**Data extract**
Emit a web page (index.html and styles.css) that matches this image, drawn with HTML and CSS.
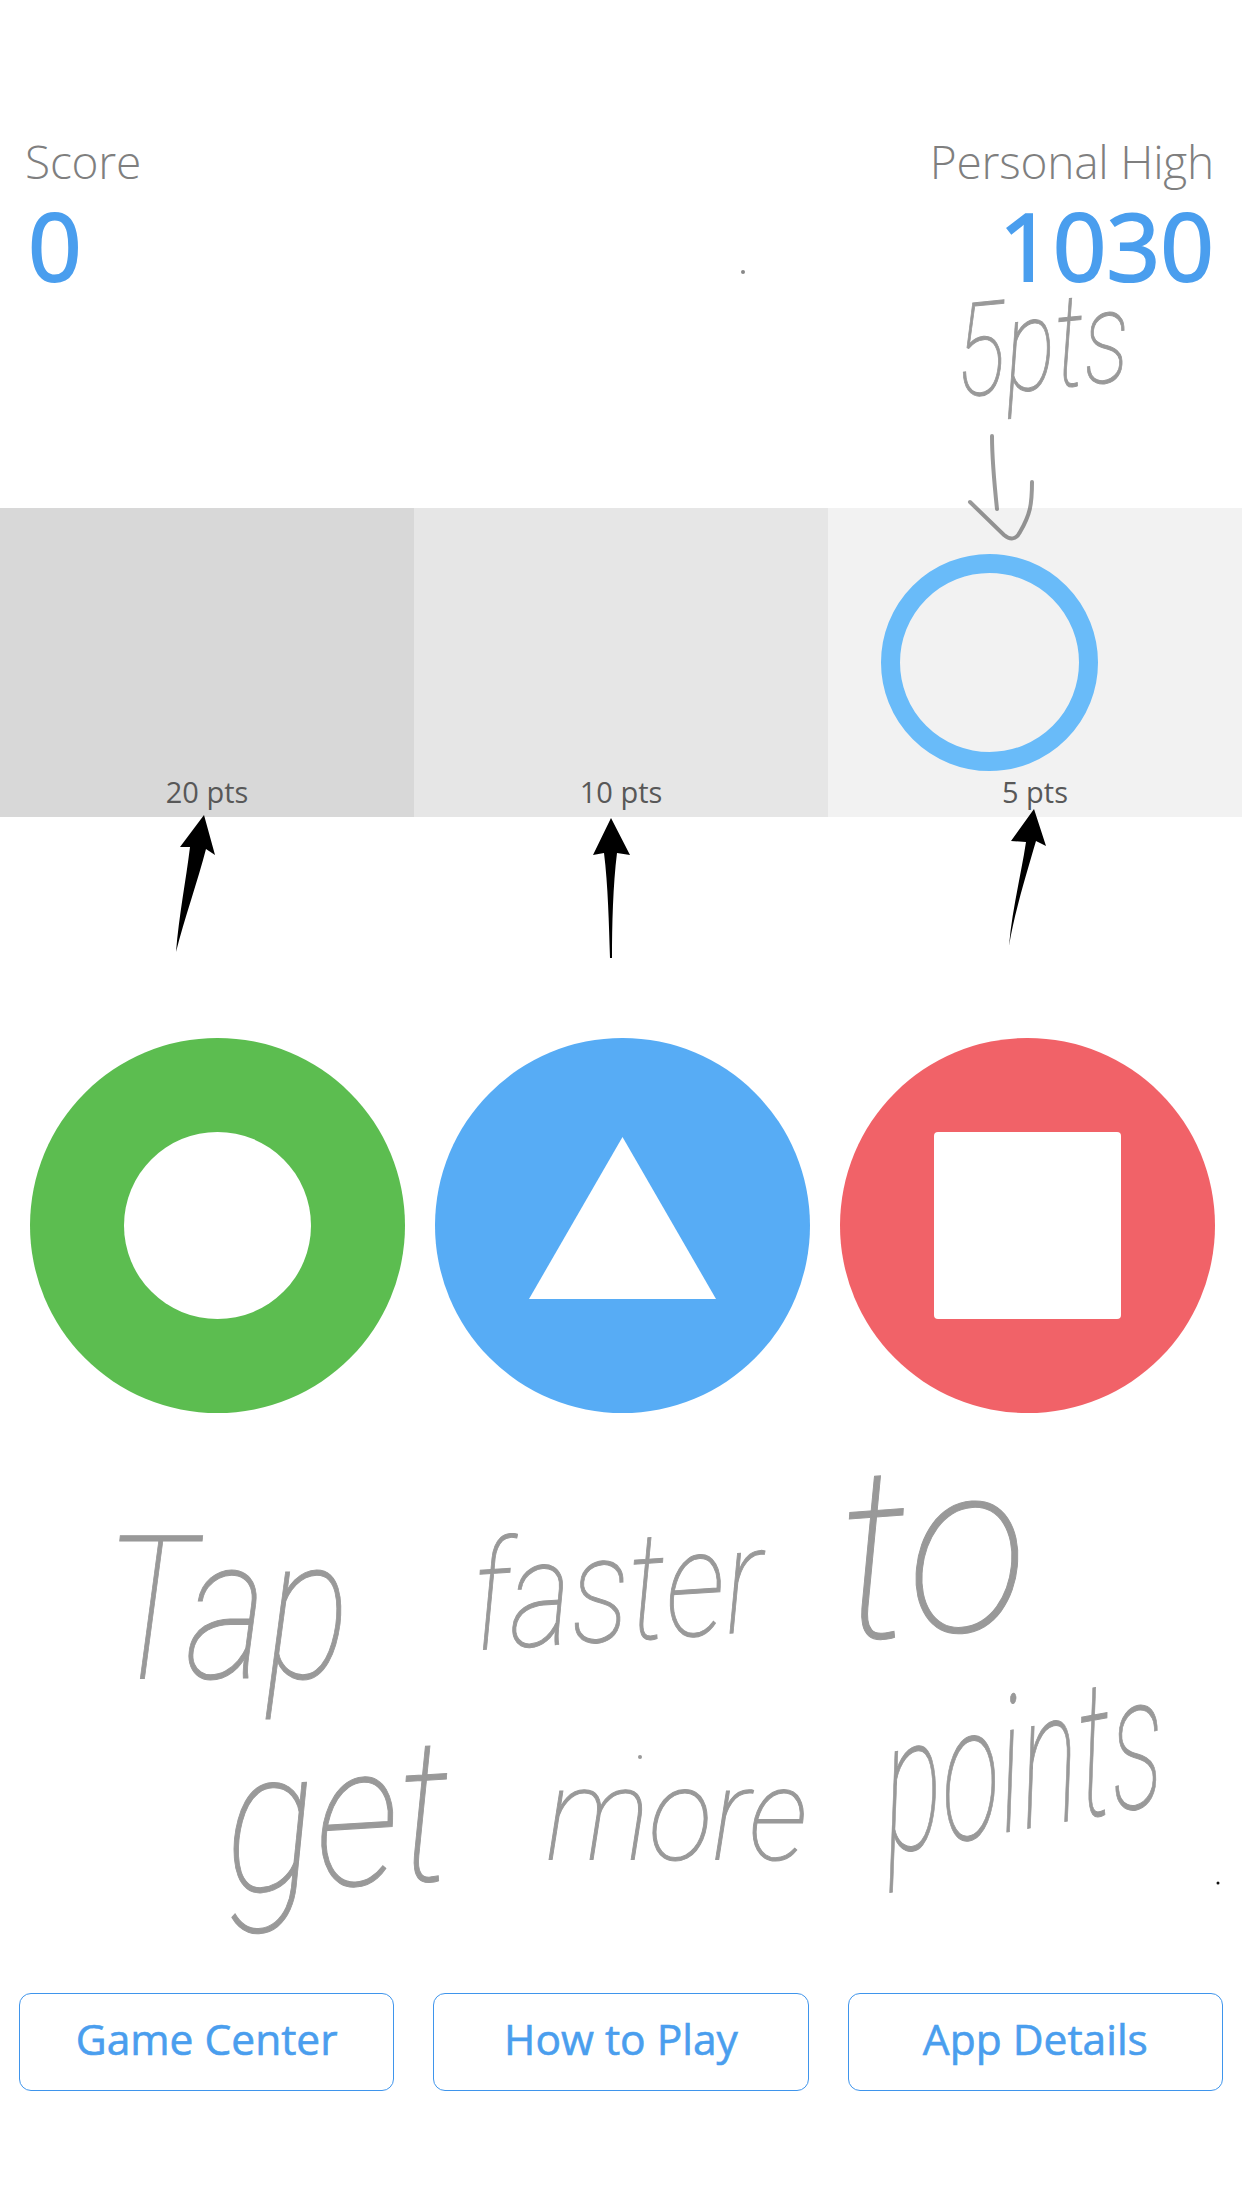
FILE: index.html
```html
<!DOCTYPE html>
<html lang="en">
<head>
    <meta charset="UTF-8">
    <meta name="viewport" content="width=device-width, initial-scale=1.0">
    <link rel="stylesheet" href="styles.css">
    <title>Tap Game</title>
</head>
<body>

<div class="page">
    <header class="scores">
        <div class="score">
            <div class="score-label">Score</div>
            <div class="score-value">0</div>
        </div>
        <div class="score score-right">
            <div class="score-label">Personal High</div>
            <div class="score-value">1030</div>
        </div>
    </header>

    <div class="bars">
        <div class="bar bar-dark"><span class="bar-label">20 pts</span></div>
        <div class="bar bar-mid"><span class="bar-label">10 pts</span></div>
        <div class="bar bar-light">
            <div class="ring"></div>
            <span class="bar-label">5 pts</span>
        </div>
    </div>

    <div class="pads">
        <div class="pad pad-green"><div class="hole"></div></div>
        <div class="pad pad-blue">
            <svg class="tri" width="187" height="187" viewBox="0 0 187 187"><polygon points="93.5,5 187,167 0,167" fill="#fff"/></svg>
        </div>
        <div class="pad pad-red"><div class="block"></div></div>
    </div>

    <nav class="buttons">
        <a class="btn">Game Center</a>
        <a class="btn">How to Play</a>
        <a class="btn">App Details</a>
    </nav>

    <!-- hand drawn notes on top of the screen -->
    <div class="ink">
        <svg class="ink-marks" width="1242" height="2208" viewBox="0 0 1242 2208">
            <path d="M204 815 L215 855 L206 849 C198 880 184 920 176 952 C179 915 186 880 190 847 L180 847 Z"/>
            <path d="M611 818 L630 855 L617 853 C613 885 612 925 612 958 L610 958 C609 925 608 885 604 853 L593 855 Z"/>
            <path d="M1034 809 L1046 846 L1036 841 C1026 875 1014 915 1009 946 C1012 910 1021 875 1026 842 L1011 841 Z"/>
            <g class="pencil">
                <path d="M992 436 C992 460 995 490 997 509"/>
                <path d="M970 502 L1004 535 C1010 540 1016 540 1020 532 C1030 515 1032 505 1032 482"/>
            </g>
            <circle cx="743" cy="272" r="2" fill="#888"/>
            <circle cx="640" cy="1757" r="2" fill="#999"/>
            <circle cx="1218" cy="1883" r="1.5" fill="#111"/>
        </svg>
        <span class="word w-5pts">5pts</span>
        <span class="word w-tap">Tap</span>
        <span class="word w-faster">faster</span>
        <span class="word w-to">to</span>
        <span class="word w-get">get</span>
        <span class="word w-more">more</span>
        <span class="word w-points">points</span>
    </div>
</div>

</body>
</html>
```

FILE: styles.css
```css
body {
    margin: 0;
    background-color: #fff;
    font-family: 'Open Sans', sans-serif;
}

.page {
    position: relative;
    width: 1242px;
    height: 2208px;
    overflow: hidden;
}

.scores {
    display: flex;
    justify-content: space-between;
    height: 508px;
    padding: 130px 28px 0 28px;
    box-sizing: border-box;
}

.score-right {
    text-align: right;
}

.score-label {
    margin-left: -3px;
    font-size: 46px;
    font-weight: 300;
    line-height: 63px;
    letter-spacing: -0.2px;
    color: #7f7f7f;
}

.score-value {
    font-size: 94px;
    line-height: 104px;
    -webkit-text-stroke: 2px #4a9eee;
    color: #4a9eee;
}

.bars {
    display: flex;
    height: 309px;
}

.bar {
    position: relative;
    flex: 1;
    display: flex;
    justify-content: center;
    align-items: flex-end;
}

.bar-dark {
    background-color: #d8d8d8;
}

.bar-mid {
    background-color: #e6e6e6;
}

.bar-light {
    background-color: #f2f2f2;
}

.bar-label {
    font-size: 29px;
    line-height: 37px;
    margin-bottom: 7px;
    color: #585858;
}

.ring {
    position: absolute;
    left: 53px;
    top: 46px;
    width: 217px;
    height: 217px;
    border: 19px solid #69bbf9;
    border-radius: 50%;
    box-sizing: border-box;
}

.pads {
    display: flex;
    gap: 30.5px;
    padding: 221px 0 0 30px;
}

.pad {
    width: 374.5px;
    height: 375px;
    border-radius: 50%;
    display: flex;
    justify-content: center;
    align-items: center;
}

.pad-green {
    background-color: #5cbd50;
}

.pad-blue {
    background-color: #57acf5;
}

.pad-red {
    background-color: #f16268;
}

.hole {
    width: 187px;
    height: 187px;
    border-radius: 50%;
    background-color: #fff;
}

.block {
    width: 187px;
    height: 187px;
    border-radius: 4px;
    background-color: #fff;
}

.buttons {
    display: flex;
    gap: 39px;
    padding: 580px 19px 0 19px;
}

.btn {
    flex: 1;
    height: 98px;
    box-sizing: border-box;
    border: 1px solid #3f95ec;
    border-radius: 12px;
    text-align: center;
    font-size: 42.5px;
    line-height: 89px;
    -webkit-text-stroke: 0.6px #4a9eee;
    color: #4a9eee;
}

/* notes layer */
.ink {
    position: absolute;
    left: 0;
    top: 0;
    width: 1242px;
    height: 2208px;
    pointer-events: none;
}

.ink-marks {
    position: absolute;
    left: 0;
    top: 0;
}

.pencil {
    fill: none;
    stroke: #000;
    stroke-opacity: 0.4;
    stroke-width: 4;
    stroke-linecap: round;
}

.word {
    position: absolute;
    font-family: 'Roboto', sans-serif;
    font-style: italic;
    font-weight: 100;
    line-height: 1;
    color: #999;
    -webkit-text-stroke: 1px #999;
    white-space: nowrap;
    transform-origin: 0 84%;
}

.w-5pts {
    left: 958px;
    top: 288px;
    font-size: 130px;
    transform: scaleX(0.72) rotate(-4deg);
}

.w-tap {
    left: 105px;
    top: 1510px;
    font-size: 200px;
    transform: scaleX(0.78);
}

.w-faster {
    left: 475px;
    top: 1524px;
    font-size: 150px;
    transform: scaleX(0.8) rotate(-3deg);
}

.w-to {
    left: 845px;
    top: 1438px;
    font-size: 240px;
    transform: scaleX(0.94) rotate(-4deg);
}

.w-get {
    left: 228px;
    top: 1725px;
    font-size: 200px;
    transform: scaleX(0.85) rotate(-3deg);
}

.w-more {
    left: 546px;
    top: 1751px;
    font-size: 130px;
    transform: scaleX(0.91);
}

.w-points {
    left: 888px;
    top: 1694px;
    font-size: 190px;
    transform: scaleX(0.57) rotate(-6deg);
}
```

**Exercise directions**
Make an exact copy of the data above, pictures excluded.

**Solution**
Emit a web page (index.html and styles.css) that matches this image, drawn with HTML and CSS.
FILE: index.html
```html
<!DOCTYPE html>
<html lang="en">
<head>
    <meta charset="UTF-8">
    <meta name="viewport" content="width=device-width, initial-scale=1.0">
    <link rel="stylesheet" href="styles.css">
    <title>Tap Game</title>
</head>
<body>

<div class="page">
    <header class="scores">
        <div class="score">
            <div class="score-label">Score</div>
            <div class="score-value">0</div>
        </div>
        <div class="score score-right">
            <div class="score-label">Personal High</div>
            <div class="score-value">1030</div>
        </div>
    </header>

    <div class="bars">
        <div class="bar bar-dark"><span class="bar-label">20 pts</span></div>
        <div class="bar bar-mid"><span class="bar-label">10 pts</span></div>
        <div class="bar bar-light">
            <div class="ring"></div>
            <span class="bar-label">5 pts</span>
        </div>
    </div>

    <div class="pads">
        <div class="pad pad-green"><div class="hole"></div></div>
        <div class="pad pad-blue">
            <svg class="tri" width="187" height="187" viewBox="0 0 187 187"><polygon points="93.5,5 187,167 0,167" fill="#fff"/></svg>
        </div>
        <div class="pad pad-red"><div class="block"></div></div>
    </div>

    <nav class="buttons">
        <a class="btn">Game Center</a>
        <a class="btn">How to Play</a>
        <a class="btn">App Details</a>
    </nav>

    <!-- hand drawn notes on top of the screen -->
    <div class="ink">
        <svg class="ink-marks" width="1242" height="2208" viewBox="0 0 1242 2208">
            <path d="M204 815 L215 855 L206 849 C198 880 184 920 176 952 C179 915 186 880 190 847 L180 847 Z"/>
            <path d="M611 818 L630 855 L617 853 C613 885 612 925 612 958 L610 958 C609 925 608 885 604 853 L593 855 Z"/>
            <path d="M1034 809 L1046 846 L1036 841 C1026 875 1014 915 1009 946 C1012 910 1021 875 1026 842 L1011 841 Z"/>
            <g class="pencil">
                <path d="M992 436 C992 460 995 490 997 509"/>
                <path d="M970 502 L1004 535 C1010 540 1016 540 1020 532 C1030 515 1032 505 1032 482"/>
            </g>
            <circle cx="743" cy="272" r="2" fill="#888"/>
            <circle cx="640" cy="1757" r="2" fill="#999"/>
            <circle cx="1218" cy="1883" r="1.5" fill="#111"/>
        </svg>
        <span class="word w-5pts">5pts</span>
        <span class="word w-tap">Tap</span>
        <span class="word w-faster">faster</span>
        <span class="word w-to">to</span>
        <span class="word w-get">get</span>
        <span class="word w-more">more</span>
        <span class="word w-points">points</span>
    </div>
</div>

</body>
</html>
```

FILE: styles.css
```css
body {
    margin: 0;
    background-color: #fff;
    font-family: 'Open Sans', sans-serif;
}

.page {
    position: relative;
    width: 1242px;
    height: 2208px;
    overflow: hidden;
}

.scores {
    display: flex;
    justify-content: space-between;
    height: 508px;
    padding: 130px 28px 0 28px;
    box-sizing: border-box;
}

.score-right {
    text-align: right;
}

.score-label {
    margin-left: -3px;
    font-size: 46px;
    font-weight: 300;
    line-height: 63px;
    letter-spacing: -0.2px;
    color: #7f7f7f;
}

.score-value {
    font-size: 94px;
    line-height: 104px;
    -webkit-text-stroke: 2px #4a9eee;
    color: #4a9eee;
}

.bars {
    display: flex;
    height: 309px;
}

.bar {
    position: relative;
    flex: 1;
    display: flex;
    justify-content: center;
    align-items: flex-end;
}

.bar-dark {
    background-color: #d8d8d8;
}

.bar-mid {
    background-color: #e6e6e6;
}

.bar-light {
    background-color: #f2f2f2;
}

.bar-label {
    font-size: 29px;
    line-height: 37px;
    margin-bottom: 7px;
    color: #585858;
}

.ring {
    position: absolute;
    left: 53px;
    top: 46px;
    width: 217px;
    height: 217px;
    border: 19px solid #69bbf9;
    border-radius: 50%;
    box-sizing: border-box;
}

.pads {
    display: flex;
    gap: 30.5px;
    padding: 221px 0 0 30px;
}

.pad {
    width: 374.5px;
    height: 375px;
    border-radius: 50%;
    display: flex;
    justify-content: center;
    align-items: center;
}

.pad-green {
    background-color: #5cbd50;
}

.pad-blue {
    background-color: #57acf5;
}

.pad-red {
    background-color: #f16268;
}

.hole {
    width: 187px;
    height: 187px;
    border-radius: 50%;
    background-color: #fff;
}

.block {
    width: 187px;
    height: 187px;
    border-radius: 4px;
    background-color: #fff;
}

.buttons {
    display: flex;
    gap: 39px;
    padding: 580px 19px 0 19px;
}

.btn {
    flex: 1;
    height: 98px;
    box-sizing: border-box;
    border: 1px solid #3f95ec;
    border-radius: 12px;
    text-align: center;
    font-size: 42.5px;
    line-height: 89px;
    -webkit-text-stroke: 0.6px #4a9eee;
    color: #4a9eee;
}

/* notes layer */
.ink {
    position: absolute;
    left: 0;
    top: 0;
    width: 1242px;
    height: 2208px;
    pointer-events: none;
}

.ink-marks {
    position: absolute;
    left: 0;
    top: 0;
}

.pencil {
    fill: none;
    stroke: #000;
    stroke-opacity: 0.4;
    stroke-width: 4;
    stroke-linecap: round;
}

.word {
    position: absolute;
    font-family: 'Roboto', sans-serif;
    font-style: italic;
    font-weight: 100;
    line-height: 1;
    color: #999;
    -webkit-text-stroke: 1px #999;
    white-space: nowrap;
    transform-origin: 0 84%;
}

.w-5pts {
    left: 958px;
    top: 288px;
    font-size: 130px;
    transform: scaleX(0.72) rotate(-4deg);
}

.w-tap {
    left: 105px;
    top: 1510px;
    font-size: 200px;
    transform: scaleX(0.78);
}

.w-faster {
    left: 475px;
    top: 1524px;
    font-size: 150px;
    transform: scaleX(0.8) rotate(-3deg);
}

.w-to {
    left: 845px;
    top: 1438px;
    font-size: 240px;
    transform: scaleX(0.94) rotate(-4deg);
}

.w-get {
    left: 228px;
    top: 1725px;
    font-size: 200px;
    transform: scaleX(0.85) rotate(-3deg);
}

.w-more {
    left: 546px;
    top: 1751px;
    font-size: 130px;
    transform: scaleX(0.91);
}

.w-points {
    left: 888px;
    top: 1694px;
    font-size: 190px;
    transform: scaleX(0.57) rotate(-6deg);
}
```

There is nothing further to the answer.